Reuters Dataset 1 Sentimetre Model 2 Long-Short BackTest
Reuters Dataset 1 Sentimetre Model 2 Long-Short BackTest
**Backtest:
We use a long-short equally-weighted portfolio backtest for all our models. Other papers have tended to use the top 10 long predictions and top 10 short predictions to build a portfolio but we prefer to include all predictions in our portfolio. We assume that we are able to buy at market open and liquidate at market close. Our backtest does not incorporate:
Use of options/derivatives
Self-financing portfolios
Leverage
Optimal sizing of trades: all positions are the same size
Transaction costs
Slippage
**Proof-of-Concept 1: Reuters dataset 1 2017-2020
Data is segmented into training data (2017-2018) and test data (2019-2020).
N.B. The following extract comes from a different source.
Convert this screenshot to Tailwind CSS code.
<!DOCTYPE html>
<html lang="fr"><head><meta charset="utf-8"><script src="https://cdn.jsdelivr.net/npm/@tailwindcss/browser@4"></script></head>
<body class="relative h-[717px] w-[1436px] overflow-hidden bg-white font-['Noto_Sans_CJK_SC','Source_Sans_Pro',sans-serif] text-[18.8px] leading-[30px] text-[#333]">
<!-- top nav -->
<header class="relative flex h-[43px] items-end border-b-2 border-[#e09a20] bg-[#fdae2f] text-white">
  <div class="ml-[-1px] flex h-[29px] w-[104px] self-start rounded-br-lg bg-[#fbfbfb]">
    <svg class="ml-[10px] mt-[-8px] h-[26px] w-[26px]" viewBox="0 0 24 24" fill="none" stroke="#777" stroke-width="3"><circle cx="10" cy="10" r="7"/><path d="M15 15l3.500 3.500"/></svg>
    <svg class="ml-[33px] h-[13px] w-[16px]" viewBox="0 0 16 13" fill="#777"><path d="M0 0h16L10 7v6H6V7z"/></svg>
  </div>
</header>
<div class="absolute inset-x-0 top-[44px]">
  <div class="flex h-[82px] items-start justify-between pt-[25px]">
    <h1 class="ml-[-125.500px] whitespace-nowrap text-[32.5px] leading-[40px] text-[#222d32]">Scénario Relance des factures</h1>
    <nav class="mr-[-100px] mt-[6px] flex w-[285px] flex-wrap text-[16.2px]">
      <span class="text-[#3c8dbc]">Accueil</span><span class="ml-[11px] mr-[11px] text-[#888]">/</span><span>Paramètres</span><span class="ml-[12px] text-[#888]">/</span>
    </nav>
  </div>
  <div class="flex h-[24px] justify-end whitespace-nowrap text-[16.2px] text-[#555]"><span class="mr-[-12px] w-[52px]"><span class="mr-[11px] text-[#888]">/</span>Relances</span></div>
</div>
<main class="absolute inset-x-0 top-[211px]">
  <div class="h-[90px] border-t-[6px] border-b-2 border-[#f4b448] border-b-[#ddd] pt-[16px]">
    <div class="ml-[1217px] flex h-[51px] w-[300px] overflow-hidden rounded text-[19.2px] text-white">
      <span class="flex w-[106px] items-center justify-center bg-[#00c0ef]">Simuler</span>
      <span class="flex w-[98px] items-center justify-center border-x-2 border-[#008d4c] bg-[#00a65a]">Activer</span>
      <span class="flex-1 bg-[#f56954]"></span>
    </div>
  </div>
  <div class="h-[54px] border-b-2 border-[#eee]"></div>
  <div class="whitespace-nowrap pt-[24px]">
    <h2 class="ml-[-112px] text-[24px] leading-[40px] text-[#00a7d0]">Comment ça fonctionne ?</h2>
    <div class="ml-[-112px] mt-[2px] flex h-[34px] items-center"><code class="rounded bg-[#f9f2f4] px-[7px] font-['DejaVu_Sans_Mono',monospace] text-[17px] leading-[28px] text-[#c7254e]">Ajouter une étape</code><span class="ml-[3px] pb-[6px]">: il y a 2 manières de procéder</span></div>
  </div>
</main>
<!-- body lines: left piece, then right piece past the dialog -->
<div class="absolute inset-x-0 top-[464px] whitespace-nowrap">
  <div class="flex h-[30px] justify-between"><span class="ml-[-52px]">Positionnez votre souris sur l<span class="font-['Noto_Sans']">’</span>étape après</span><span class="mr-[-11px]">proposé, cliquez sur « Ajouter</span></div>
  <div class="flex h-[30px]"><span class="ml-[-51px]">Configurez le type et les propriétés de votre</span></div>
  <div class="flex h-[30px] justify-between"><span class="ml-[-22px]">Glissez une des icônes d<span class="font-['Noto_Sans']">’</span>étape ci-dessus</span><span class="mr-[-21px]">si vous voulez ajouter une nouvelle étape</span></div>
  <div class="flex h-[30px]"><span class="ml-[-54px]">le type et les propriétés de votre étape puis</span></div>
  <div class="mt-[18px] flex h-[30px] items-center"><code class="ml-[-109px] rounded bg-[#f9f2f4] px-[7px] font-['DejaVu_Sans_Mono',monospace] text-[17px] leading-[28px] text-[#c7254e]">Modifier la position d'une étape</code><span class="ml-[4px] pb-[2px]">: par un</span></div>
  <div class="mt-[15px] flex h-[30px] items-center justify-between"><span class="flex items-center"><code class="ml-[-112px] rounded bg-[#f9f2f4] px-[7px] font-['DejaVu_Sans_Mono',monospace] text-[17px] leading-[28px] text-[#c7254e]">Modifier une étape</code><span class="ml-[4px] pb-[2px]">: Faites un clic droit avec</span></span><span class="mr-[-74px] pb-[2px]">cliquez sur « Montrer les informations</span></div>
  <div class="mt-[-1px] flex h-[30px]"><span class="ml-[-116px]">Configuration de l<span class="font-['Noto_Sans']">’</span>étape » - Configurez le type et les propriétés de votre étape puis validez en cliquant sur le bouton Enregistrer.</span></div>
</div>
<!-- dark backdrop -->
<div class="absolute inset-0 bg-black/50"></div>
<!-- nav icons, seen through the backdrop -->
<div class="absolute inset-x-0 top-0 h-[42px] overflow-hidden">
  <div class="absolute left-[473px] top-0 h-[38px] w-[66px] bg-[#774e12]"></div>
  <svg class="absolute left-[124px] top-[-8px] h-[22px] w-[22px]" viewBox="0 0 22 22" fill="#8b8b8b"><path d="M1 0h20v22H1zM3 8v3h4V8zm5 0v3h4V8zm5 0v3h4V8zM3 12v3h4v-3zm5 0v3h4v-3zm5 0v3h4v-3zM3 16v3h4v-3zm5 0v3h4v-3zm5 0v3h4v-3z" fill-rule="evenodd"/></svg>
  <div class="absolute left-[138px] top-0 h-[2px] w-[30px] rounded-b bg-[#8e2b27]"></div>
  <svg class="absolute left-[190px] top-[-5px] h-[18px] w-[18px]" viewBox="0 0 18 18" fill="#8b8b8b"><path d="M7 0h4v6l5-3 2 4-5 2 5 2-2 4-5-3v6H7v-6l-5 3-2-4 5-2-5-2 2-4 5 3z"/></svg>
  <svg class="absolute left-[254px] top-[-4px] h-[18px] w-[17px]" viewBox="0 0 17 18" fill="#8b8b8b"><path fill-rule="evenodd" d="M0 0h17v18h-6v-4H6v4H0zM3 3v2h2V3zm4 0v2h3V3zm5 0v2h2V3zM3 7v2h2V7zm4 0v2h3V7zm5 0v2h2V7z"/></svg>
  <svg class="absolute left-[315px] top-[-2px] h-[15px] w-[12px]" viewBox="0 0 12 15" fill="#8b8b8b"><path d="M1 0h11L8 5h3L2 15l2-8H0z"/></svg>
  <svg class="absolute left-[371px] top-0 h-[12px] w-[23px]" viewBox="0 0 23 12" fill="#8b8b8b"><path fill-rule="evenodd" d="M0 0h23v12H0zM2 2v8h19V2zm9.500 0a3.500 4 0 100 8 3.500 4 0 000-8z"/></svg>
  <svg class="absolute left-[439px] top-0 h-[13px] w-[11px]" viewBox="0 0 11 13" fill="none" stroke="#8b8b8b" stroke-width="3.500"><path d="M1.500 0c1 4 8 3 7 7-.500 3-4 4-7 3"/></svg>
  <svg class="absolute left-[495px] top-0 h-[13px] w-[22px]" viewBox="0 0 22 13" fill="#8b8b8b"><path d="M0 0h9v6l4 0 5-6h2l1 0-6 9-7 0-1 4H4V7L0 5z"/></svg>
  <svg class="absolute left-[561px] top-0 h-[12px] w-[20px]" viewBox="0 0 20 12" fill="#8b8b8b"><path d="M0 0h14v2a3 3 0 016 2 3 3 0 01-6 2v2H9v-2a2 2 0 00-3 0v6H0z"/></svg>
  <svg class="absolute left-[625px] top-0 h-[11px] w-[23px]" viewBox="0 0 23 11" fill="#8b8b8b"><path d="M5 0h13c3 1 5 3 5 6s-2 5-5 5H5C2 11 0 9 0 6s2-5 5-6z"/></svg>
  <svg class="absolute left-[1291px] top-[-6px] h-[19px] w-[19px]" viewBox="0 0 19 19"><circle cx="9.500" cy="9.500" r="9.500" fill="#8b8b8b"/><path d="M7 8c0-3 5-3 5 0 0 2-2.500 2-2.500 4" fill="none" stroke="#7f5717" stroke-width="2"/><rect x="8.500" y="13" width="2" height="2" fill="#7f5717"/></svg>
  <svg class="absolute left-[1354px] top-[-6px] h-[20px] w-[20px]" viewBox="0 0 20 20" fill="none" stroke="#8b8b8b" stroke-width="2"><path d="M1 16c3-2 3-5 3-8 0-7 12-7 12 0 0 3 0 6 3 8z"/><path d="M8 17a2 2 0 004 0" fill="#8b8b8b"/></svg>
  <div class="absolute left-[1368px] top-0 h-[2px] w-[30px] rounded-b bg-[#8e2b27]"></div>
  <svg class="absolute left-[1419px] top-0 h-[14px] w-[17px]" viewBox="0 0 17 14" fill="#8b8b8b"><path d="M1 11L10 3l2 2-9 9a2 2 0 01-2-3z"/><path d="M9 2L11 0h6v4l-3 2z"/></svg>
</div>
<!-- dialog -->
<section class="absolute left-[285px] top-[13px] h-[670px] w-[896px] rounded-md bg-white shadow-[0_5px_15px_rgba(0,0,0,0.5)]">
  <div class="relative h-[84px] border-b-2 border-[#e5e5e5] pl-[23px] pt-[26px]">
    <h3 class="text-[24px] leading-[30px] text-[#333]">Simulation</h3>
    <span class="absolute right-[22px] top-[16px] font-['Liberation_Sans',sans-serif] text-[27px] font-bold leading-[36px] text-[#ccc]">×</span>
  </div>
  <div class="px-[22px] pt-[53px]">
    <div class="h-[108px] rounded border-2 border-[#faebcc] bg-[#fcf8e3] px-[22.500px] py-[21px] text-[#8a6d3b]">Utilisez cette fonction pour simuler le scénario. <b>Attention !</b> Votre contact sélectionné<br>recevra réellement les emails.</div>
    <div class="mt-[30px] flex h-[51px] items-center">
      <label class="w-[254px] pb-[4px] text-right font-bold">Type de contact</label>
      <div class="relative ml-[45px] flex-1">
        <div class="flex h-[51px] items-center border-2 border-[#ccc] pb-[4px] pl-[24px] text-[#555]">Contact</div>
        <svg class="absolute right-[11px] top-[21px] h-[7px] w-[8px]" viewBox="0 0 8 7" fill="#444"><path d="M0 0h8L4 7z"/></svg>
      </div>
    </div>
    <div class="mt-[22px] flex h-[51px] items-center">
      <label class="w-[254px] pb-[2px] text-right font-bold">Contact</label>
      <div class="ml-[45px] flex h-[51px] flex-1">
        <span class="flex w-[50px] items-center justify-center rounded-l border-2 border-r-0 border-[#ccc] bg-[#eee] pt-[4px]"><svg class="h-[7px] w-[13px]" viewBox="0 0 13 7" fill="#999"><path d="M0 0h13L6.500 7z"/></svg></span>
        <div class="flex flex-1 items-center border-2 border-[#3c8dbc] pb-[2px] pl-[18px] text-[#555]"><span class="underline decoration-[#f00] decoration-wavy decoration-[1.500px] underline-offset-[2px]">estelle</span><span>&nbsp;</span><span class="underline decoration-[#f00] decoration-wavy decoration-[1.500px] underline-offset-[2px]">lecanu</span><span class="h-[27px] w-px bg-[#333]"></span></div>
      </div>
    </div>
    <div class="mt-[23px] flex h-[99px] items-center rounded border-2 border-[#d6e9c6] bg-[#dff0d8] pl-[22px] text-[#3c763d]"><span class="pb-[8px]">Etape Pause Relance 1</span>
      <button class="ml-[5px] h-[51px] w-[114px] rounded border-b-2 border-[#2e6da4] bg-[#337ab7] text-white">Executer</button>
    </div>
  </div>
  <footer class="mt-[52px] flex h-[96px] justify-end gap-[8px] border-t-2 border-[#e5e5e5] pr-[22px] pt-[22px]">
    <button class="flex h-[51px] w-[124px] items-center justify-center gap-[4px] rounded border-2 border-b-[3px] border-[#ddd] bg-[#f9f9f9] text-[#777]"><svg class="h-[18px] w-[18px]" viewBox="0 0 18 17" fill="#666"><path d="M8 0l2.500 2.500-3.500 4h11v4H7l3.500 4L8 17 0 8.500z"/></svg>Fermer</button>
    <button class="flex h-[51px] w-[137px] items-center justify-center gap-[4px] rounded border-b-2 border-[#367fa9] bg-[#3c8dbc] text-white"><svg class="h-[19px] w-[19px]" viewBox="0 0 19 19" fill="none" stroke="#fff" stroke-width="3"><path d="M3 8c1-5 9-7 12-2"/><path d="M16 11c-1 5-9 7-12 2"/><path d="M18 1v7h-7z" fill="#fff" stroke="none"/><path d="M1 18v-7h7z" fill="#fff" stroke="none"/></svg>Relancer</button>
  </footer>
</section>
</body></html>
Preprocessing of the text data for text normalization, stemming, lemmatization and extraction of stop words.
*Model accuracy on the validation dataset:
NTLK VADER Sentiment Analyzer - N/A
Linear Classifier - 53%
Sentimetre Model 1 - 53%
Sentimetre Model 2 - 57%
*Prediction accuracy on the test dataset:
NTLK VADER Sentiment Analyzer - 50%
Linear Classifier - 52%
Sentimetre Model 1 - 51%
Sentimetre Model 2 - 55%